AIM
Quote the data exactly, first line to the line containing "const BLUE = 'text-[#1a7ff5]';", with no pictures.

COLLECTED DATA
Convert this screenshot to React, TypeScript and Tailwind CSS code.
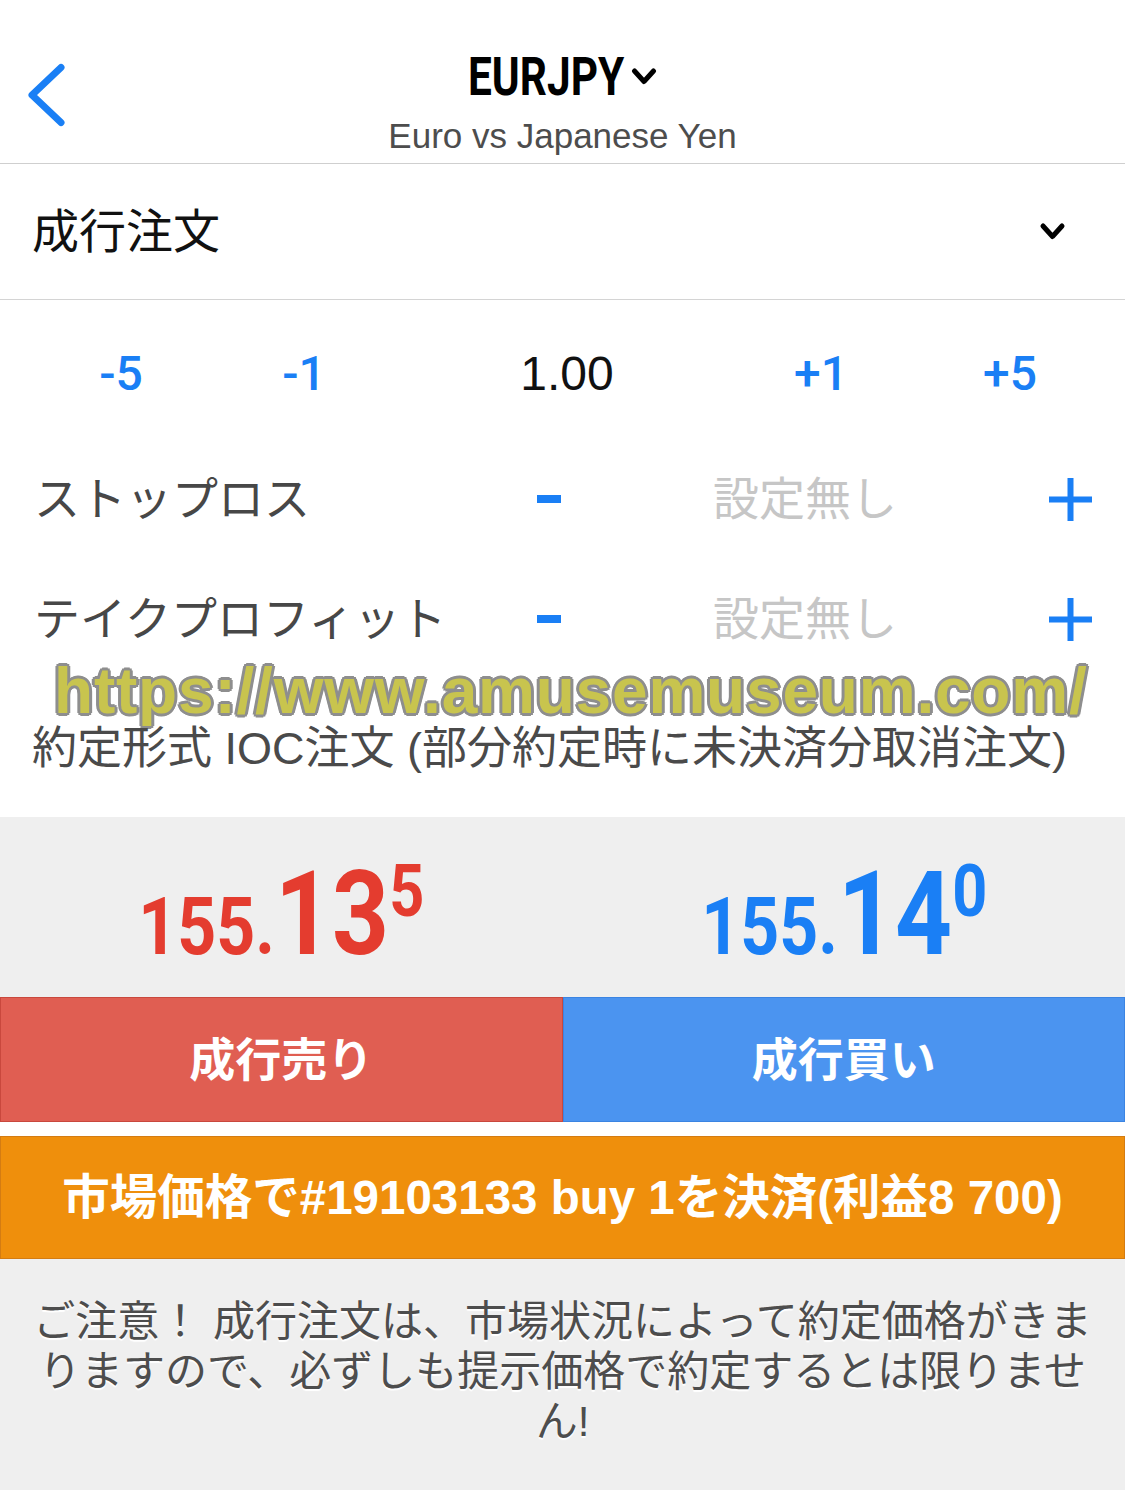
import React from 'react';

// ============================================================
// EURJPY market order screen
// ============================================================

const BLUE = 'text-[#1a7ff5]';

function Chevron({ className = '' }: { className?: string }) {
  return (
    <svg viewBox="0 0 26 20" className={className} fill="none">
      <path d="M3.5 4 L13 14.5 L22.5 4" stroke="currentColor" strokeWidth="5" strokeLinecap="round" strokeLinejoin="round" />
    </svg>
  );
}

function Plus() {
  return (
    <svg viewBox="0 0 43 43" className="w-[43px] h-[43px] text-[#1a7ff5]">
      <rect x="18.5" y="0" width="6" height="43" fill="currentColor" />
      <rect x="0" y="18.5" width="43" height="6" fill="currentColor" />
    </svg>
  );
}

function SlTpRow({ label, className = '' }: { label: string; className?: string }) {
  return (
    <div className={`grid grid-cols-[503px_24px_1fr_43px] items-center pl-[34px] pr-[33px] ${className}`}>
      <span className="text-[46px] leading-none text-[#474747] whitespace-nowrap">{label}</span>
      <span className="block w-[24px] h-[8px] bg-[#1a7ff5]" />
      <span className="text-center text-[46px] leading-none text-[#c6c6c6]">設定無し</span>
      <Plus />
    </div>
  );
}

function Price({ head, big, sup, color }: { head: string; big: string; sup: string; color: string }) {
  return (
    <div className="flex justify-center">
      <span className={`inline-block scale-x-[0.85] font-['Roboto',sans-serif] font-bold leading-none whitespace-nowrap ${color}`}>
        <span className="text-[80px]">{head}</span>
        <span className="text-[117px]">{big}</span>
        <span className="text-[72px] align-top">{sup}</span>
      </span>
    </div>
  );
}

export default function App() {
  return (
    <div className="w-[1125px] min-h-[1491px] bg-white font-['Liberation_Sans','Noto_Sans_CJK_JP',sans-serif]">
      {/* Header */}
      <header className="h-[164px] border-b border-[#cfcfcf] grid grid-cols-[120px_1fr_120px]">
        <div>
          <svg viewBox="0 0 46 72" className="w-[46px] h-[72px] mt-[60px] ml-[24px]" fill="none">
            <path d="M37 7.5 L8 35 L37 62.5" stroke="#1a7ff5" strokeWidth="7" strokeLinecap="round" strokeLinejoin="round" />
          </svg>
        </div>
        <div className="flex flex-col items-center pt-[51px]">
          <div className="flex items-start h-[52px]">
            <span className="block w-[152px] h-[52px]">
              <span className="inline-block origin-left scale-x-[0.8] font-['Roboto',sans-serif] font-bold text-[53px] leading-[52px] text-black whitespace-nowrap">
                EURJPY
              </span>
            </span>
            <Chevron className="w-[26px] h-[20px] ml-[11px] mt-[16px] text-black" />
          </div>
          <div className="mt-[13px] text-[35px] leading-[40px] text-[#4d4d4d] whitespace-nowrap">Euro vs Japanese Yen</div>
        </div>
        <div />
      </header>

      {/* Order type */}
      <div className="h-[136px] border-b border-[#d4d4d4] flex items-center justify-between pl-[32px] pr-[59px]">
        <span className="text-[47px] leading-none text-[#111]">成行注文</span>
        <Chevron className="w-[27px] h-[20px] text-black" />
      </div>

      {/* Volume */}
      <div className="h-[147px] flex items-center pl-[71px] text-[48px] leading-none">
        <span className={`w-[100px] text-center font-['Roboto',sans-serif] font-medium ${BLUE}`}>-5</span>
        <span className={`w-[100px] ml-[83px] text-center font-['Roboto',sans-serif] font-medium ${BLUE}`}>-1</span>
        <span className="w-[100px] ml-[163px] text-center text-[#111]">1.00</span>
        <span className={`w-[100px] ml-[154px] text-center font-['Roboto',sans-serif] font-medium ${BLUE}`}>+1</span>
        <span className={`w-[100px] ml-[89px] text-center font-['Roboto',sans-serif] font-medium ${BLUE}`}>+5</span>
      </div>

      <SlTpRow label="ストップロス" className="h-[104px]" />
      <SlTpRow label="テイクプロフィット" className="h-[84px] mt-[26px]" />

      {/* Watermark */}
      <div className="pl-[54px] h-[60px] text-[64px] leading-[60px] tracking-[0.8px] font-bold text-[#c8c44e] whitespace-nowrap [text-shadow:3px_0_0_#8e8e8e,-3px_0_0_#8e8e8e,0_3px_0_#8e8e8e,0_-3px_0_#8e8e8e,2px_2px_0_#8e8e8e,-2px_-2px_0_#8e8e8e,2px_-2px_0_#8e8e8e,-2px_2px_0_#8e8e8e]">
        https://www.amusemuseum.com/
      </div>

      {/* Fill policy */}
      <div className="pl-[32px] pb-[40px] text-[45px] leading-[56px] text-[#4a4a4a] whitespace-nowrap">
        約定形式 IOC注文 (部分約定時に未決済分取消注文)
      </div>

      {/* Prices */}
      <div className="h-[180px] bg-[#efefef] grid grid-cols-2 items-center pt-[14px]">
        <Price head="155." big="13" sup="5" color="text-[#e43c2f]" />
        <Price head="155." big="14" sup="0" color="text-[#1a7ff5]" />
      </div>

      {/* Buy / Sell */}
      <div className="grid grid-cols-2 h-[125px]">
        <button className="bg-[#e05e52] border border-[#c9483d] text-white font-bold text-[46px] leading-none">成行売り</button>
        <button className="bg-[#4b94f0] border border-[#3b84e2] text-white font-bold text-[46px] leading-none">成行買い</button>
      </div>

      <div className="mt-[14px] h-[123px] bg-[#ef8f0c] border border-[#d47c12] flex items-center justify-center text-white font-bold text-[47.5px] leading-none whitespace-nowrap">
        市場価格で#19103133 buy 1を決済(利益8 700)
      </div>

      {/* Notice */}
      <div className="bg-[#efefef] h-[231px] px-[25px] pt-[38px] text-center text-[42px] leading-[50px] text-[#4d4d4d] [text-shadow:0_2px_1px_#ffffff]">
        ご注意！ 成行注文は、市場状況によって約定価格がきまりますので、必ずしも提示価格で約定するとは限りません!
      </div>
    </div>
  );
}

TASK RESPONSE
Convert this screenshot to React, TypeScript and Tailwind CSS code.
import React from 'react';

// ============================================================
// EURJPY market order screen
// ============================================================

const BLUE = 'text-[#1a7ff5]';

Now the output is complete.